Para os demais públicos, talvez seja um pouco mais difícil aproveitar o que há de melhor aqui, porque a história é reproduzida em sua totalidade, mas em um resumo que lhe tira todo o valor narrativo e emocional, de modo que quem não a conhece não vai entender metade das coisas e aquilo que entender, não vai impactar muito. As mecânicas são eficientes, mas primárias para quem, por exemplo, gosta da complexidade de jogos de luta como Street Fighter, Tekken ou King of Fighters, e por mais que 130 slots preenchidos pareçam muita coisa, a jogabilidade acaba sendo muito parecida entre os diferentes personagens, mudando coisas como alcance, velocidade e área de dano dos movimentos especiais. Eu mesmo ainda não joguei com uns 50 desses personagens, e mesmo assim já vi que os demais são muito similares entre si. Se você já torceu o nariz para jogos nesse estilo, provavelmente este vai gerar a mesma reação. Do contrário, seja bem-vindo à Vila Oculta da Folha, pegue suas kunais, faça um monte de movimento estranho com as mãos e se divirta.
Jogo analisado no PS5 com código fornecido pela Bandai Namco.
Veredito
Naruto X Boruto Ultimate Ninja Storm Connections finalmente traz toda a saga de seu protagonista para um game, junto com uma infinidade de personagens icônicos da franquia. Suas mecânicas e sua estética, porém, reciclam tudo o que já estava presente nos games anteriores, com qualidades e defeitos, o que deve agradar fãs de longa data e afastar qualquer outra pessoa.

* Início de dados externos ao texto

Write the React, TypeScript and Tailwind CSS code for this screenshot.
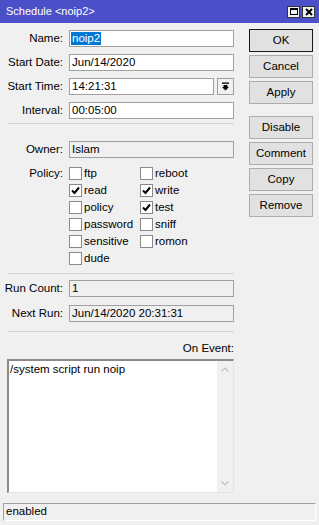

Naruto X Boruto Ultimate Ninja Storm Connections
Fabricante: CyberConnect2
Plataforma: PS4 / PS5
Gênero: Luta
Distribuidora: Bandai Namco Entertainment
Lançamento: 17/11/2023
Dublado: Sim
Legendado: Sim
Troféus: Sim (inclusive Platina)
Veredict
Naruto X Boruto Ultimate Ninja Storm Connections finally brings the entire saga of its protagonist to a game, along with a multitude of iconic characters from the franchise. Its mechanics and aesthetics, however, recycle everything that was already present in previous games, with qualities and defects, which should please long-time fans and put off anyone else.